В 1979-м или в 1980 году наши ученики устроили аукцион в московской мастерской Михаила Одноралова. Распродали все. Рекорд стоимости поставила душа Нортона Доджа. Ее продали, кажется, за 70 рублей. А душу Уорхола купила за 30 рублей московская художница Алена Кирцова. Сейчас Фонд Энди Уорхола предлагает ей за нее 50 тысяч долларов, но она отказывается, надеясь, что внуки смогут выручить за нее больше.

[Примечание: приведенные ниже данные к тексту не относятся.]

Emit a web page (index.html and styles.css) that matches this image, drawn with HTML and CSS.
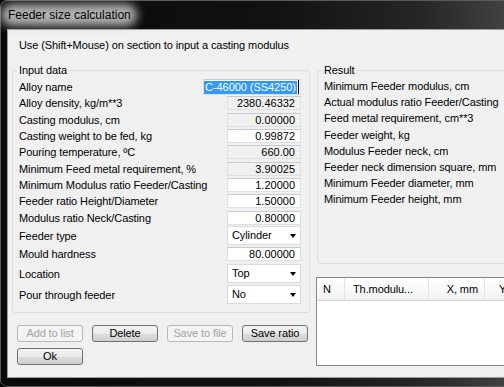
FILE: index.html
```html
<!DOCTYPE html>
<html>
<head>
<meta charset="utf-8">
<title>Feeder size calculation</title>
<link rel="stylesheet" href="styles.css">
</head>
<body>
<div class="window">
  <div class="titlebar"><span class="glow"></span><span class="title">Feeder size calculation</span></div>
  <div class="client">
    <p class="hint">Use (Shift+Mouse) on section to input a casting modulus</p>
    <div class="main">
      <div class="left">
        <fieldset class="group input-group">
          <legend>Input data</legend>
          <div class="row"><span>Alloy name</span><span class="edit wide"><span class="sel">C-46000 (SS4250)</span><span class="caret"></span></span></div>
          <div class="row"><span>Alloy density, kg/m**3</span><span class="edit ro">2380.46332</span></div>
          <div class="row"><span>Casting modulus, cm</span><span class="edit ro">0.00000</span></div>
          <div class="row"><span>Casting weight to be fed, kg</span><span class="edit">0.99872</span></div>
          <div class="row"><span>Pouring temperature, ºC</span><span class="edit ro">660.00</span></div>
          <div class="row"><span>Minimum Feed metal requirement, %</span><span class="edit ro">3.90025</span></div>
          <div class="row"><span>Minimum Modulus ratio Feeder/Casting</span><span class="edit">1.20000</span></div>
          <div class="row"><span>Feeder ratio Height/Diameter</span><span class="edit">1.50000</span></div>
          <div class="row"><span>Modulus ratio Neck/Casting</span><span class="edit">0.80000</span></div>
          <div class="row row-combo"><span>Feeder type</span><span class="combo"><span>Cylinder</span><span class="arrow"></span></span></div>
          <div class="row row-tall"><span>Mould hardness</span><span class="edit">80.00000</span></div>
          <div class="row row-combo gap"><span>Location</span><span class="combo"><span>Top</span><span class="arrow"></span></span></div>
          <div class="row row-combo gap"><span>Pour through feeder</span><span class="combo"><span>No</span><span class="arrow"></span></span></div>
        </fieldset>
        <div class="buttons">
          <button class="btn" disabled>Add to list</button>
          <button class="btn">Delete</button>
          <button class="btn" disabled>Save to file</button>
          <button class="btn">Save ratio</button>
          <button class="btn">Ok</button>
        </div>
      </div>
      <div class="right">
        <fieldset class="group result">
          <legend>Result</legend>
          <div class="rrow">Minimum Feeder modulus, cm</div>
          <div class="rrow">Actual modulus ratio Feeder/Casting</div>
          <div class="rrow">Feed metal requirement, cm**3</div>
          <div class="rrow">Feeder weight, kg</div>
          <div class="rrow">Modulus Feeder neck, cm</div>
          <div class="rrow">Feeder neck dimension square, mm</div>
          <div class="rrow">Minimum Feeder diameter, mm</div>
          <div class="rrow">Minimum Feeder height, mm</div>
        </fieldset>
        <div class="list">
          <div class="list-head">
            <span class="col c-n">N</span>
            <span class="col c-th">Th.modulu...</span>
            <span class="col c-x">X, mm</span>
            <span class="col c-y">Y, mm</span>
          </div>
        </div>
      </div>
    </div>
  </div>
</div>
</body>
</html>
```

FILE: styles.css
```css
* { box-sizing: border-box; }
html, body { margin: 0; padding: 0; overflow: hidden; background: #000; }
body {
  width: 504px;
  height: 387px;
  font-family: "Liberation Sans", Arial, sans-serif;
  font-size: 11px;
  letter-spacing: -0.1px;
  color: #000;
}
.window {
  width: 540px;
  height: 387px;
  display: flex;
  flex-direction: column;
  background: linear-gradient(to right, #0a0a0a 0%, #111 50%, #262626 78%, #4c4c4c 100%);
  border: 1px solid #5a5a5a;
  border-radius: 7px;
}
.titlebar {
  height: 28px;
  position: relative;
  display: flex;
  align-items: center;
  padding-left: 7px;
  flex: none;
}
.glow {
  position: absolute;
  left: 0;
  top: 3px;
  width: 136px;
  height: 22px;
  border-radius: 12px;
  background: rgba(200, 200, 200, 0.88);
  filter: blur(5px);
}
.title {
  position: relative;
  font-size: 12px;
  line-height: 14px;
  letter-spacing: 0;
  color: #000;
}
.client {
  flex: 1;
  margin: 0 0 8px 6px;
  border: 1px solid #9c9c9c;
  border-right: none;
  background: #f0f0f0;
}
.hint {
  margin: 0;
  padding: 8px 0 0 11px;
  line-height: 14px;
}
.main {
  display: flex;
  margin-top: 12px;
}
.left {
  width: 302px;
  flex: none;
}
.group {
  margin: 0;
  border: 1px solid #d5dfe5;
  border-radius: 3px;
  min-width: 0;
}
.group legend {
  padding: 0 2px;
  margin-left: -2px;
  line-height: 13px;
}
.input-group {
  margin-left: 4px;
  width: 298px;
  padding: 2px 8px 7px 6px;
}
.row {
  display: flex;
  align-items: center;
  justify-content: space-between;
  height: 16.3px;
  white-space: nowrap;
}
.row-combo { height: 20px; }
.row-tall { height: 17px; }
.gap { margin-top: 1px; }
.edit {
  width: 74px;
  height: 14px;
  border: 1px solid #dde0e4;
  border-top-color: #c8cbd0;
  background: #fff;
  text-align: right;
  padding-right: 5px;
  line-height: 12px;
  letter-spacing: 0;
}
.edit.ro { background: #f0f0f0; }
.edit.wide {
  width: 98px;
  height: 16px;
  display: flex;
  align-items: center;
  padding: 0;
  text-align: left;
}
.sel {
  background: #3399ff;
  color: #fff;
  line-height: 13px;
  padding: 0 1px 0 1px;
  letter-spacing: -0.05px;
}
.caret {
  width: 1px;
  height: 14px;
  background: #000;
  margin-left: 1px;
}
.combo {
  width: 74px;
  height: 19px;
  border: 1px solid #d8dbe0;
  background: #fff;
  display: flex;
  align-items: center;
  justify-content: space-between;
  padding: 0 4px 0 4px;
  line-height: 13px;
}
.arrow {
  width: 0;
  height: 0;
  border-left: 3.5px solid transparent;
  border-right: 3.5px solid transparent;
  border-top: 4px solid #000;
  margin-top: 1px;
}
.buttons {
  display: grid;
  grid-template-columns: repeat(4, 66px);
  column-gap: 9px;
  row-gap: 6px;
  padding-left: 9px;
  margin-top: 12px;
}
.btn {
  height: 17px;
  padding: 0;
  margin: 0;
  font-family: inherit;
  font-size: 11px;
  letter-spacing: inherit;
  line-height: 15px;
  color: #000;
  border: 1px solid #707070;
  border-radius: 3px;
  background: linear-gradient(#f2f2f2 0%, #ebebeb 50%, #dddddd 51%, #cfcfcf 100%);
}
.btn:disabled {
  border-color: #b5b9bc;
  background: #f4f4f4;
  color: #a3a3a3;
}
.right {
  flex: 1;
  margin-left: 7px;
}
.result {
  padding: 1px 6px 55px 6px;
}
.rrow {
  height: 16.2px;
  line-height: 16px;
  white-space: nowrap;
}
.list {
  margin-top: 13px;
  margin-left: -1px;
  height: 89px;
  border: 1px solid #828790;
  background: #fff;
}
.list-head {
  display: flex;
  height: 23px;
  background: linear-gradient(#ffffff 0%, #f7f8fa 60%, #f1f2f4 100%);
  border-bottom: 1px solid #d5d5d5;
}
.col {
  line-height: 22px;
  white-space: nowrap;
  border-right: 1px solid #e2e3e5;
}
.c-n { width: 28px; padding-left: 6px; }
.c-th { width: 84px; padding-left: 8px; }
.c-x { width: 56px; text-align: right; padding-right: 6px; }
.c-y { width: 60px; padding-left: 14px; border-right: none; }
```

Торговля душами дохода нам не принесла, зато принесла известность. Вайль с Генисом рассказывали, как они раз ехали по Таймс-сквер и вдруг увидели огромную светящуюся надпись: «Комар и Меламид: покупаем и продаем человеческие души!» Они опешили. Они знали о нашем проекте, но не могли себе представить, что он получит такую огласку.
Москва, 1970-е…[32]
В моей семье отъезды начались в самом начале 1970-х. И уже тогда у меня возникало инстинктивное беспокойство, какое, наверное, бывает осенью у птиц, готовящихся к большому перелету. Возможно, подчиняясь этому семейному позыву, я бы уехал раньше, но это было время, когда мы с Аликом Меламидом оказались в группе людей, искавших другие пути в искусстве. Тот, который мы в итоге нашли, мы назвали соц-артом. Я понял тогда, что в искусстве есть невыраженная тема, которую можно выразить, оставаясь в России. Соц-арт был советской версией западного концептуального поп-арта. Мы открыли то, что у всех было перед глазами, и этого никто не видел!